QRIS dan Kedaulatan Pembayaran Digital Indonesia: Menembus Batas Domestik dan Regional

Perkembangan teknologi keuangan telah mengubah lanskap sistem pembayaran secara drastis, tidak hanya dari segi kecepatan dan kenyamanan, tetapi juga dari sisi kedaulatan data dan ekonomi. Dalam konteks ini, Quick Response Code Indonesian Standard (QRIS) muncul sebagai terobosan strategis yang bukan hanya menjawab kebutuhan efisiensi transaksi nasional, tetapi juga memperluas pengaruh Indonesia di ranah pembayaran lintas-batas. Dirancang oleh Bank Indonesia sebagai bagian dari blueprint sistem pembayaran digital nasional, QRIS telah menjelma menjadi salah satu pilar utama dalam infrastruktur ekonomi digital Indonesia.
Kenaikan 45% dari 2,3 miliar transaksi pada kuartal pertama dibandingkan dengan periode yang sama tahun sebelumnya menjadikan QRIS bukan hanya solusi teknologi, melainkan juga transformasi sosial-ekonomi. Saat ini, QRIS telah diadopsi oleh lebih dari 98 juta pelaku UMKM di 31 provinsi, menjadikannya sistem pembayaran dengan penetrasi paling luas dalam sejarah sistem keuangan Indonesia. Kecepatan transaksi yang mencapai kurang dari satu detik serta biaya transaksi yang lebih hemat hingga 18% menjadi daya tarik utama yang mempercepat adopsi QRIS secara masif.

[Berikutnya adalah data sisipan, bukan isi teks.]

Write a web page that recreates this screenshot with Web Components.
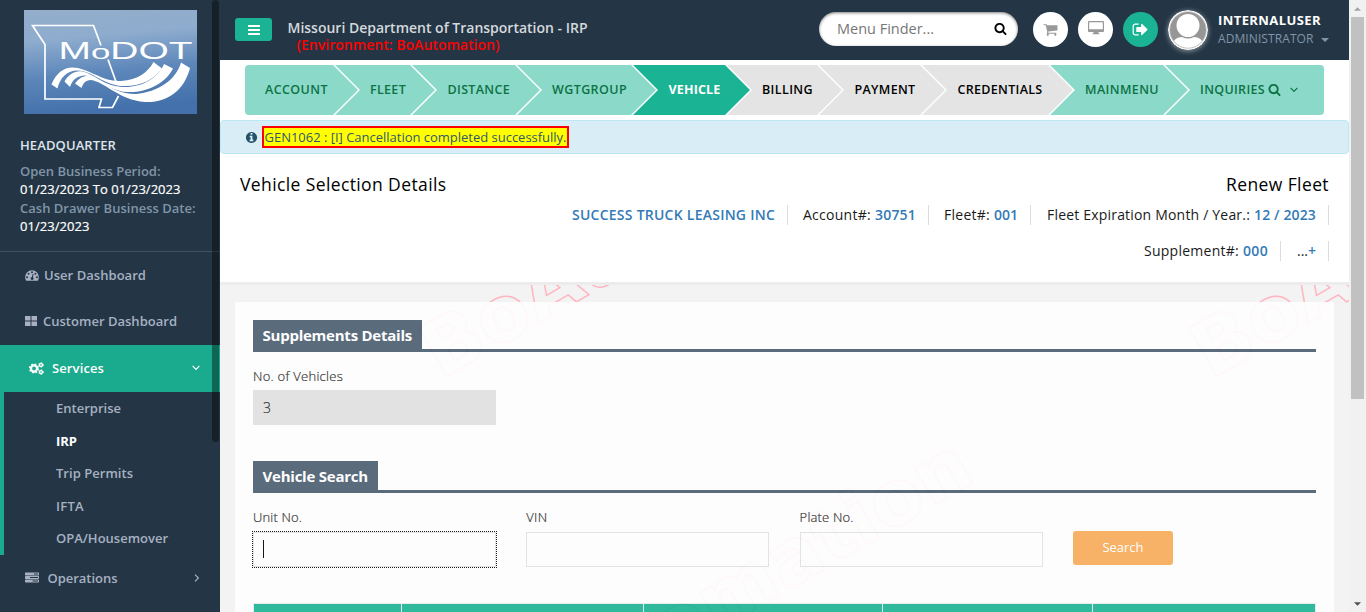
<!DOCTYPE html>
<html lang="en">
<head>
<meta charset="utf-8">
<title>Vehicle Selection Details</title>
<style>
html,body{margin:0;height:100%;overflow:hidden;background:#f3f3f4}
body{font-family:"Open Sans","Noto Sans",sans-serif;font-size:13px}
</style>
</head>
<body>
<irp-app></irp-app>
<script>
function define(name, html, setup) {
  const tpl = document.createElement('template');
  tpl.innerHTML = html;
  customElements.define(name, class extends HTMLElement {
    constructor() {
      super();
      this.attachShadow({ mode: 'open' }).appendChild(tpl.content.cloneNode(true));
    }
    connectedCallback() { if (setup) setup(this, this.shadowRoot); }
  });
}

/* Text run that is tracked to an exact width. */
define('fit-text', `<style>:host{display:inline-block;white-space:nowrap;flex:none}span{display:inline-block}</style><span><slot></slot></span>`, (el, root) => {
  const s = root.querySelector('span');
  const w = parseFloat(el.getAttribute('w'));
  const n = el.textContent.length;
  const natural = s.getBoundingClientRect().width;
  if (w && natural) s.style.letterSpacing = ((w - natural) / n).toFixed(3) + 'px';
  if (w) el.style.width = w + 'px';
});

const ICONS = {
  bars: 'M1664 1344v128q0 26-19 45t-45 19h-1408q-26 0-45-19t-19-45v-128q0-26 19-45t45-19h1408q26 0 45 19t19 45zm0-512v128q0 26-19 45t-45 19h-1408q-26 0-45-19t-19-45v-128q0-26 19-45t45-19h1408q26 0 45 19t19 45zm0-512v128q0 26-19 45t-45 19h-1408q-26 0-45-19t-19-45v-128q0-26 19-45t45-19h1408q26 0 45 19t19 45z',
  search: 'M1216 832q0-185-131.5-316.5t-316.5-131.5-316.5 131.5-131.5 316.5 131.5 316.5 316.5 131.5 316.5-131.5 131.5-316.5zm512 832q0 52-38 90t-90 38q-54 0-90-38l-343-342q-179 124-399 124-143 0-273.5-55.5t-225-150-150-225-55.5-273.5 55.5-273.5 150-225 225-150 273.5-55.5 273.5 55.5 225 150 150 225 55.5 273.5q0 220-124 399l343 343q37 37 37 90z',
  cart: 'M704 1536q0 52-38 90t-90 38-90-38-38-90 38-90 90-38 90 38 38 90zm896 0q0 52-38 90t-90 38-90-38-38-90 38-90 90-38 90 38 38 90zm128-1088v512q0 24-16.5 42.5t-40.5 21.5l-1044 122q13 60 13 70 0 16-24 64h920q26 0 45 19t19 45-19 45-45 19h-1024q-26 0-45-19t-19-45q0-11 8-31.5t16-36 21.5-40 15.5-29.5l-177-823h-204q-26 0-45-19t-19-45 19-45 45-19h256q16 0 28.5 6.5t19.5 15.5 13 24.5 8 26 5.5 29.5 4.5 26h1201q26 0 45 19t19 45z',
  info: 'M1152 1376v-160q0-14-9-23t-23-9h-96v-512q0-14-9-23t-23-9h-320q-14 0-23 9t-9 23v160q0 14 9 23t23 9h96v320h-96q-14 0-23 9t-9 23v160q0 14 9 23t23 9h448q14 0 23-9t9-23zm-128-896v-160q0-14-9-23t-23-9h-192q-14 0-23 9t-9 23v160q0 14 9 23t23 9h192q14 0 23-9t9-23zm640 416q0 209-103 385.5t-279.5 279.5-385.5 103-385.5-103-279.5-279.5-103-385.5 103-385.5 279.5-279.5 385.5-103 385.5 103 279.5 279.5 103 385.5z',
  signout: 'M704 1440q0 4 1 20t.5 26.5-3 23.5-10 19.5-20.5 6.5h-320q-119 0-203.5-84.5t-84.5-203.5v-704q0-119 84.5-203.5t203.5-84.5h320q13 0 22.5 9.5t9.5 22.5q0 4 1 20t.5 26.5-3 23.5-10 19.5-20.5 6.5h-320q-66 0-113 47t-47 113v704q0 66 47 113t113 47h312l11.5 1 11.5 3 8 5.5 7 9 2 13.5zm928-544q0 26-19 45l-544 544q-19 19-45 19t-45-19-19-45v-288h-448q-26 0-45-19t-19-45v-384q0-26 19-45t45-19h448v-288q0-26 19-45t45-19 45 19l544 544q19 19 19 45z'
};
const DRAWN = {
  desktop: ['0 0 16 14', '<path fill-rule="evenodd" d="M1 0h14a1 1 0 0 1 1 1v9a1 1 0 0 1-1 1h-4.500v1.200h.9v1h-6.800v-1h.9V11H1a1 1 0 0 1-1-1V1a1 1 0 0 1 1-1zM1.200 1.200v7h13.600v-7z"/>'],
  gauge: ['0 0 14 11', '<path fill-rule="evenodd" d="M7 .3A6.900 6.900 0 0 0 .1 7.100a6.700 6.700 0 0 0 1.100 3.600h11.600a6.700 6.700 0 0 0 1.100-3.600A6.900 6.900 0 0 0 7 .3zM2 6.200a1 1 0 1 1 0 2 1 1 0 0 1 0-2zM3.600 2.700a1 1 0 1 1 0 2 1 1 0 0 1 0-2zM7 1.300a1 1 0 1 1 0 2 1 1 0 0 1 0-2zM10.400 2.700a1 1 0 1 1 0 2 1 1 0 0 1 0-2zM12 6.200a1 1 0 1 1 0 2 1 1 0 0 1 0-2zM7.700 4l.9.200-.7 3a1.500 1.500 0 1 1-1-.200z"/>'],
  tiles: ['0 0 12 10', '<path d="M0 0h5.500v4.500H0zM6.500 0H12v4.500H6.500zM0 5.500h5.500V10H0zM6.500 5.500H12V10H6.500z"/>'],
  gears: ['0 0 15 13', '<g fill="none" stroke="currentColor"><circle cx="5" cy="6.500" r="3.050" stroke-width="2.300"/><circle cx="5" cy="6.500" r="4.400" stroke-width="1.400" stroke-dasharray="1.800 1.656"/><circle cx="12" cy="2.900" r="1.500" stroke-width="1.400"/><circle cx="12" cy="2.900" r="2.300" stroke-width="1" stroke-dasharray="1.200 1.209"/><circle cx="12" cy="10.100" r="1.500" stroke-width="1.400"/><circle cx="12" cy="10.100" r="2.300" stroke-width="1" stroke-dasharray="1.200 1.209"/></g>'],
  server: ['0 0 14 11', '<path fill-rule="evenodd" d="M.6.500h12.800l.6.600v1.800l-.6.600H.6L0 2.900V1.100zM.6 4h12.800l.6.600v1.800l-.6.600H.6L0 6.400V4.600zM.6 7.500h12.800l.6.600v1.800l-.6.600H.6L0 9.900V8.100zM9 1.600v.8h4v-.8zM5 5.100v.8h8v-.8zM7.500 8.600v.8H13v-.8z"/>'],
  down: ['0 0 8 6', '<path d="M.6.900 4 4.300 7.400.9" fill="none" stroke="currentColor" stroke-width="1.200"/>'],
  right: ['0 0 6 8', '<path d="M1 .6 4.400 4 1 7.400" fill="none" stroke="currentColor" stroke-width="1.200"/>'],
  caret: ['0 0 8 4', '<path d="M0 0h8L4 4z"/>']
};
define('ui-icon', `<style>:host{display:inline-flex;flex:none}svg{display:block;fill:currentColor}</style>`, (el, root) => {
  const n = el.getAttribute('name');
  const [box, body] = DRAWN[n] || ['0 0 1792 1792', `<path d="${ICONS[n]}"/>`];
  root.innerHTML += `<svg viewBox="${box}" width="${el.getAttribute('w')}" height="${el.getAttribute('h') || el.getAttribute('w')}">${body}</svg>`;
});

define('modot-logo', `<style>:host{display:block;width:173px;height:104px}svg{display:block}text{font-family:"Liberation Sans",sans-serif}</style>
<svg width="173" height="104" viewBox="0 0 173 104">
<defs><linearGradient id="sky" x1="0" y1="0" x2=".15" y2="1"><stop offset="0" stop-color="#94aecb"/><stop offset=".3" stop-color="#8eacce"/><stop offset=".65" stop-color="#5d87ba"/><stop offset="1" stop-color="#4471ab"/></linearGradient></defs>
<rect width="173" height="104" fill="url(#sky)"/>
<path d="M77 35.500 69.500 15.500H8.500L21 34.500V89H77.500l-2.500 8.500h13.500L94.500 86M84 49.500l9 25" fill="none" stroke="#fff" stroke-width="1.700"/>
<text x="34.500" y="48.500" font-size="23.500" fill="#fff" textLength="134" lengthAdjust="spacingAndGlyphs">M<tspan font-size="21">o</tspan>DOT</text>
<g fill="#fff">
<path d="M27.500 74.500C33 61 42 55.500 54 58 68 61 80 72 97 71 114 70 124 62 129.500 52L138 58.500C129 71 114 77 98 76 80 75 68 61 54 60.500 43 60 36 68 33.500 78.500z"/>
<path d="M40.500 71.500C46 62 55 59 63 63 76 69 83 76 98 77 118 78 134 68 140 54L149 58.500C141 74 122 83 103 82 83 81 71 65 60 65.500 52 66 48 71 46 77z"/>
<path d="M51 73.500C57 65 65 64 73 69 86 78 97 84 112 84 134 82 152 70 157 52.500L166 58C160 81 143 93 121 92 95 90 81 72 67 70 61 70 59 74 57.500 78z"/>
</g></svg>`);

define('side-item', `<style>
:host{display:flex;align-items:center;height:46px;box-sizing:border-box;padding:0 20px 0 25px;color:#a7b1c2;font-weight:600;font-size:13px}
:host([active]){background:#1aaa8d;color:#fff;height:47px;padding:0 20px 1px 29px}
.txt{margin-left:var(--gap,6px);flex:1}
</style><slot name="icon"></slot><div class="txt"><slot></slot></div><slot name="end"></slot>`);

define('side-bar', `<style>
:host{display:block;position:relative;width:220px;height:612px;background:#243645;overflow:hidden;flex:none}
modot-logo{margin:10px 0 0 24px}
.info{padding:22px 0 0 20px;height:115px;font-weight:600;line-height:18px}
.info div{display:flex}
.hq{color:#dfe4ed;height:18px;margin-bottom:8px}
.dim{color:#8095a8}.val{color:#fff;font-weight:400;height:19px}
.val fit-text{-webkit-text-stroke:.2px #fff}
hr{border:0;height:1px;background:#3d5163;margin:0}
nav{display:block}
.sub{border-left:4px solid #1aaa8d;padding-left:52px;color:#a7b1c2;font-weight:600}
.sub div{height:32.500px;line-height:32px}
.sub .on{color:#fff;font-weight:700}
.thumb{position:absolute;right:1px;top:0;width:7px;height:442px;background:rgba(0,0,0,.4);border-radius:4px}
</style>
<modot-logo></modot-logo>
<div class="info">
<div class="hq"><fit-text w="96">HEADQUARTER</fit-text></div>
<div class="dim"><fit-text w="140.500">Open Business Period:</fit-text></div>
<div class="val"><fit-text w="160.500">01/23/2023 To 01/23/2023</fit-text></div>
<div class="dim"><fit-text w="175.500">Cash Drawer Business Date:</fit-text></div>
<div class="val"><fit-text w="69.500">01/23/2023</fit-text></div>
</div>
<hr>
<nav>
<side-item><ui-icon slot="icon" name="gauge" w="14" h="11"></ui-icon><fit-text w="102" style="margin-left:-1px">User Dashboard</fit-text></side-item>
<side-item><ui-icon slot="icon" name="tiles" w="12" h="10"></ui-icon><fit-text w="134">Customer Dashboard</fit-text></side-item>
<side-item active style="--gap:8px;margin-top:1px"><ui-icon slot="icon" name="gears" w="15" h="13"></ui-icon><fit-text w="52">Services</fit-text><ui-icon slot="end" name="down" w="8" h="6"></ui-icon></side-item>
<div class="sub">
<div><fit-text w="65">Enterprise</fit-text></div>
<div class="on"><fit-text w="21">IRP</fit-text></div>
<div><fit-text w="77">Trip Permits</fit-text></div>
<div><fit-text w="28">IFTA</fit-text></div>
<div><fit-text w="112">OPA/Housemover</fit-text></div>
</div>
<side-item style="--gap:8.500px"><ui-icon slot="icon" name="server" w="14" h="11"></ui-icon><fit-text w="70">Operations</fit-text><ui-icon slot="end" name="right" w="6" h="8"></ui-icon></side-item>
</nav>
<div class="thumb"></div>`);

define('round-button', `<style>
:host{display:flex;align-items:center;justify-content:center;width:35px;height:35px;border-radius:50%;background:#fff;color:#999;margin-right:10px;flex:none}
:host([primary]){background:#1ab394;color:#fff}</style><slot></slot>`);

define('top-bar', `<style>
:host{display:flex;height:60px;background:#243645;box-sizing:border-box;padding:0 20px 0 15px;align-items:flex-start}
.menu{width:37px;height:23px;background:#1ab394;border-radius:3px;margin-top:18px;display:flex;align-items:center;justify-content:center;color:#fff}
.title{margin:19px 0 0 15.500px;font-size:14px;font-weight:600;color:#d5d9dd;line-height:17px;flex:1}
.title div{display:flex}
.env{color:red;padding-left:9px}
.find{display:flex;align-items:center;width:199px;height:34px;box-sizing:border-box;border-radius:17px;background:#fff;box-shadow:inset 0 1px 3px rgba(0,0,0,.5);padding:0 11px 1px 18px;margin:12px 15px 0 0;justify-content:space-between;color:#777;font-size:14.500px}
.find ui-icon{color:#000}
.rounds{display:flex;margin-top:12px}
.avatar{width:40px;height:40px;margin-top:10px;border-radius:50%;box-shadow:0 1px 5px rgba(255,255,255,.5);flex:none}
.user{margin:11px 0 0 10px;width:111px;line-height:18px}
.user div{display:flex;align-items:center}
.name{color:#fff;font-weight:700;font-size:13px}
.role{color:#8095a8;font-size:12px;justify-content:space-between;height:19px}
.role ui-icon{margin-top:3px}
</style>
<div class="menu"><ui-icon name="bars" w="14"></ui-icon></div>
<div class="title"><div><fit-text w="300">Missouri Department of Transportation - IRP</fit-text></div><div class="env"><fit-text w="203">(Environment: BoAutomation)</fit-text></div></div>
<div class="find"><fit-text w="97">Menu Finder...</fit-text><ui-icon name="search" w="13"></ui-icon></div>
<div class="rounds">
<round-button><ui-icon name="cart" w="15"></ui-icon></round-button>
<round-button><ui-icon name="desktop" w="16" h="14" style="margin-top:-3px"></ui-icon></round-button>
<round-button primary><ui-icon name="signout" w="17"></ui-icon></round-button></div>
<svg class="avatar" viewBox="0 0 40 40"><defs><clipPath id="c"><circle cx="20" cy="20" r="18"/></clipPath></defs><circle cx="20" cy="20" r="20" fill="#fff"/><g clip-path="url(#c)"><rect width="40" height="40" fill="#969696"/><circle cx="20" cy="15.500" r="11.500" fill="#fff"/><path d="M3 40C4 30 9 27 14 27q6 3 12 0c5 0 10 3 11 13z" fill="#fff"/></g><circle cx="20" cy="20" r="18.300" fill="none" stroke="#aaa" stroke-width=".6"/></svg>
<div class="user"><div class="name"><fit-text w="103">INTERNALUSER</fit-text></div><div class="role"><fit-text w="95.500">ADMINISTRATOR</fit-text><ui-icon name="caret" w="8" h="4"></ui-icon></div></div>`);

define('wizard-step', `<style>
:host{display:flex;align-items:center;box-sizing:border-box;width:calc(var(--w)*1px + 25px);height:50px;margin-right:-25px;padding:0 0 1px 35px;background:#8bd9c9;color:#0d7345;font-weight:600;font-size:12.500px;flex:none;
clip-path:polygon(0 0,calc(100% - 25px) 0,100% 50%,calc(100% - 25px) 100%,0 100%,25px 50%)}
:host([first]){padding-left:20px;clip-path:polygon(0 0,calc(100% - 25px) 0,100% 50%,calc(100% - 25px) 100%,0 100%);border-radius:4px 0 0 4px}
:host([last]){width:calc(var(--w)*1px);margin-right:0;clip-path:polygon(0 0,100% 0,100% 100%,0 100%,25px 50%);border-radius:0 4px 4px 0}
:host([current]){background:#1ab394;color:#fff;font-weight:700}
:host([todo]){background:#e4e4e4;color:#000}
</style><slot></slot>`);

define('wizard-bar', `<style>:host{display:flex;gap:2px;padding:5px 25px;background:#fff}</style>
<wizard-step first style="--w:88"><fit-text w="63">ACCOUNT</fit-text></wizard-step>
<wizard-step style="--w:75"><fit-text w="36">FLEET</fit-text></wizard-step>
<wizard-step style="--w:103"><fit-text w="62.500" style="margin-left:.5px">DISTANCE</fit-text></wizard-step>
<wizard-step style="--w:114"><fit-text w="75">WGTGROUP</fit-text></wizard-step>
<wizard-step current style="--w:92"><fit-text w="52" style="margin-left:.5px">VEHICLE</fit-text></wizard-step>
<wizard-step todo style="--w:90"><fit-text w="51">BILLING</fit-text></wizard-step>
<wizard-step todo style="--w:101"><fit-text w="61" style="margin-left:.5px">PAYMENT</fit-text></wizard-step>
<wizard-step todo style="--w:126"><fit-text w="85" style="margin-left:.5px">CREDENTIALS</fit-text></wizard-step>
<wizard-step style="--w:113"><fit-text w="74">MAINMENU</fit-text></wizard-step>
<wizard-step last style="--w:159"><fit-text w="65">INQUIRIES</fit-text><ui-icon name="search" w="13" style="margin-left:3px"></ui-icon><ui-icon name="down" w="8" h="6" style="margin-left:9px"></ui-icon></wizard-step>`);

define('status-alert', `<style>
:host{display:flex;height:34px;box-sizing:border-box;background:#d9edf7;border:1px solid #bce8f1;border-radius:4px;align-items:center;padding-left:24px;color:#245269}
mark{box-sizing:border-box;width:307px;height:22px;border:2px solid red;background:#ff0;margin-left:4px;padding-left:.5px;line-height:18px;color:#31586f;font-size:13px;display:flex}
</style><ui-icon name="info" w="13"></ui-icon><mark><fit-text w="302">GEN1062 : [I] Cancellation completed successfully.</fit-text></mark>`);

define('meta-item', `<style>
:host{display:flex;height:20px;line-height:20px;border-right:1px solid #dcdcdc;padding-right:12px;margin-left:15px;color:#1a1a1a;font-size:14px;flex:none}
:host(:last-child){margin-left:16px}
::slotted(b){color:#337ab7;font-weight:600;margin-left:4px}
</style><slot></slot>`);

define('page-heading', `<style>
:host{display:block;height:131px;box-sizing:border-box;background:#fff;border-bottom:3px solid #ececec;padding:20px 20px 0 20px;color:#000}
.titles{display:flex;justify-content:space-between;font-size:17.500px;font-weight:500;height:21px;line-height:20px}
.row{display:flex;justify-content:flex-end;margin-top:10px;height:26px}
.row b{font-weight:600;color:#337ab7}
</style>
<div class="titles"><fit-text w="206.500">Vehicle Selection Details</fit-text><fit-text w="103">Renew Fleet</fit-text></div>
<div class="row">
<meta-item><b><fit-text w="203">SUCCESS TRUCK LEASING INC</fit-text></b></meta-item>
<meta-item><fit-text w="68">Account#:</fit-text><b><fit-text w="41">30751</fit-text></b></meta-item>
<meta-item><fit-text w="46">Fleet#:</fit-text><b><fit-text w="24">001</fit-text></b></meta-item>
<meta-item><fit-text w="203">Fleet Expiration Month / Year.:</fit-text><b><fit-text w="62">12 / 2023</fit-text></b></meta-item></div>
<div class="row">
<meta-item><fit-text w="95">Supplement#:</fit-text><b><fit-text w="25">000</fit-text></b></meta-item>
<meta-item><fit-text w="11">...</fit-text><b style="margin-left:0"><fit-text w="8">+</fit-text></b></meta-item></div>`);

define('section-title', `<style>
:host{display:flex;height:32px;box-sizing:border-box;border-bottom:3px solid #4a5d70}
div{background:#4a5d70;color:#fff;font-weight:700;font-size:15px;height:29px;padding:1px 10px 0 9.500px;line-height:28px;box-sizing:border-box}
</style><div><slot></slot></div>`);

define('form-field', `<style>
:host{display:block;width:243.500px;flex:none;color:#222}
.label{height:18px;line-height:var(--label-line,18px);font-weight:300;font-size:13px;-webkit-text-stroke:.2px #222}
.box{box-sizing:border-box;width:243px;height:35px;margin-top:5px;border:1px solid #e0e2e4;background:#fff;display:flex;align-items:center;padding-left:9px;font-size:14px;font-weight:300}
:host([readonly]) .box{background:#e1e1e1;border-color:#e1e1e1;-webkit-text-stroke:.2px #222}
:host([focused]) .box{outline:1px dotted #000;padding-bottom:1px}
.caret{display:none;width:1px;height:18px;background:#000}
:host([focused]) .caret{display:block}
</style><div class="label"><slot name="label"></slot></div><div class="box"><i class="caret"></i><slot></slot></div>`);

define('water-mark', `<style>:host{position:absolute;inset:0}svg{display:block}text{font:700 77px "DejaVu Sans",sans-serif;fill:none;stroke:#ffb6c1;stroke-width:1.500}</style>
<svg width="1129" height="327" viewBox="220 285 1129 327">
<text transform="translate(441 380) rotate(-30)">BoAutomation</text>
<text transform="translate(1211 380) rotate(-30)">BoAutomation</text>
<text transform="translate(442 790) rotate(-30)">BoAutomation</text></svg>`);

define('data-head', `<style>
:host{display:grid;grid-template-columns:147px 241px 238px 209px 222px;gap:1px;background:#e7eaec;border:1px solid #e7eaec;border-bottom:0;height:60px}
div{background:#1ab394}
</style><div></div><div></div><div></div><div></div><div></div>`);

define('vehicle-panel', `<style>
:host{display:block;position:relative;height:327px;overflow:hidden;background:#f3f3f3;padding:17px 15px 0;box-sizing:border-box}
.panel{position:relative;background:#fff;opacity:.9;height:400px;padding:18px 18px 0;box-sizing:border-box}
.panel>form-field{margin-top:15px}
.second{margin-top:36px}
.fields{display:flex;gap:29.800px;margin-top:16px;--label-line:16px}
.btn{width:100px;height:34px;margin-top:22px;border-radius:3px;background:#f8ac59;color:#fff;display:flex;align-items:center;justify-content:center;font-size:13px;padding-bottom:2px;box-sizing:border-box}
data-head{margin-top:36px}
</style>
<water-mark></water-mark>
<div class="panel">
<section-title><fit-text w="149.500">Supplements Details</fit-text></section-title>
<form-field readonly><fit-text slot="label" w="90">No. of Vehicles</fit-text><fit-text w="8">3</fit-text></form-field>
<section-title class="second"><fit-text w="105.500">Vehicle Search</fit-text></section-title>
<div class="fields">
<form-field focused><fit-text slot="label" w="49">Unit No.</fit-text></form-field>
<form-field><fit-text slot="label" w="21">VIN</fit-text></form-field>
<form-field><fit-text slot="label" w="54">Plate No.</fit-text></form-field>
<div class="btn"><fit-text w="41">Search</fit-text></div></div>
<data-head></data-head>
</div>`);

define('page-scrollbar', `<style>
:host{display:flex;flex-direction:column;align-items:center;width:17px;height:612px;background:#f1f1f1;flex:none}
.a{height:17px;display:flex;align-items:center;color:#a3a3a3}
.t{width:13px;height:382px;background:#c1c1c1;margin-bottom:auto}
.b{color:#505050;height:17px;display:flex;align-items:center}
</style><div class="a"><ui-icon name="caret" w="7" h="4" style="transform:rotate(180deg)"></ui-icon></div><div class="t"></div><div class="b"><ui-icon name="caret" w="7" h="4"></ui-icon></div>`);

define('irp-app', `<style>
:host{display:flex;width:1366px;height:612px;overflow:hidden}
main{width:1129px;flex:none;background:#fff}
</style>
<side-bar></side-bar>
<main><top-bar></top-bar><wizard-bar></wizard-bar><status-alert></status-alert><page-heading></page-heading><vehicle-panel></vehicle-panel></main>
<page-scrollbar></page-scrollbar>`);
</script>
</body>
</html>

QRIS dan Peta Persaingan Global: Tantangan terhadap Domestikasi Pembayaran
Kehadiran QRIS dalam ekosistem pembayaran nasional menimbulkan dampak signifikan, tidak hanya terhadap pelaku usaha lokal, tetapi juga terhadap sistem keuangan global yang selama ini didominasi oleh entitas asing. Tiga temuan dalam National Trade Estimate Report (NTER) 2025 menunjukkan bahwa ekspansi QRIS telah menggerus pangsa pasar pemain global seperti Visa dan Mastercard dalam segmen UMKM Indonesia. Tak hanya kehilangan volume transaksi, entitas asing tersebut juga menghadapi keterbatasan akses terhadap data konsumen dan penurunan dominasi dolar AS dalam pembayaran lintas batas.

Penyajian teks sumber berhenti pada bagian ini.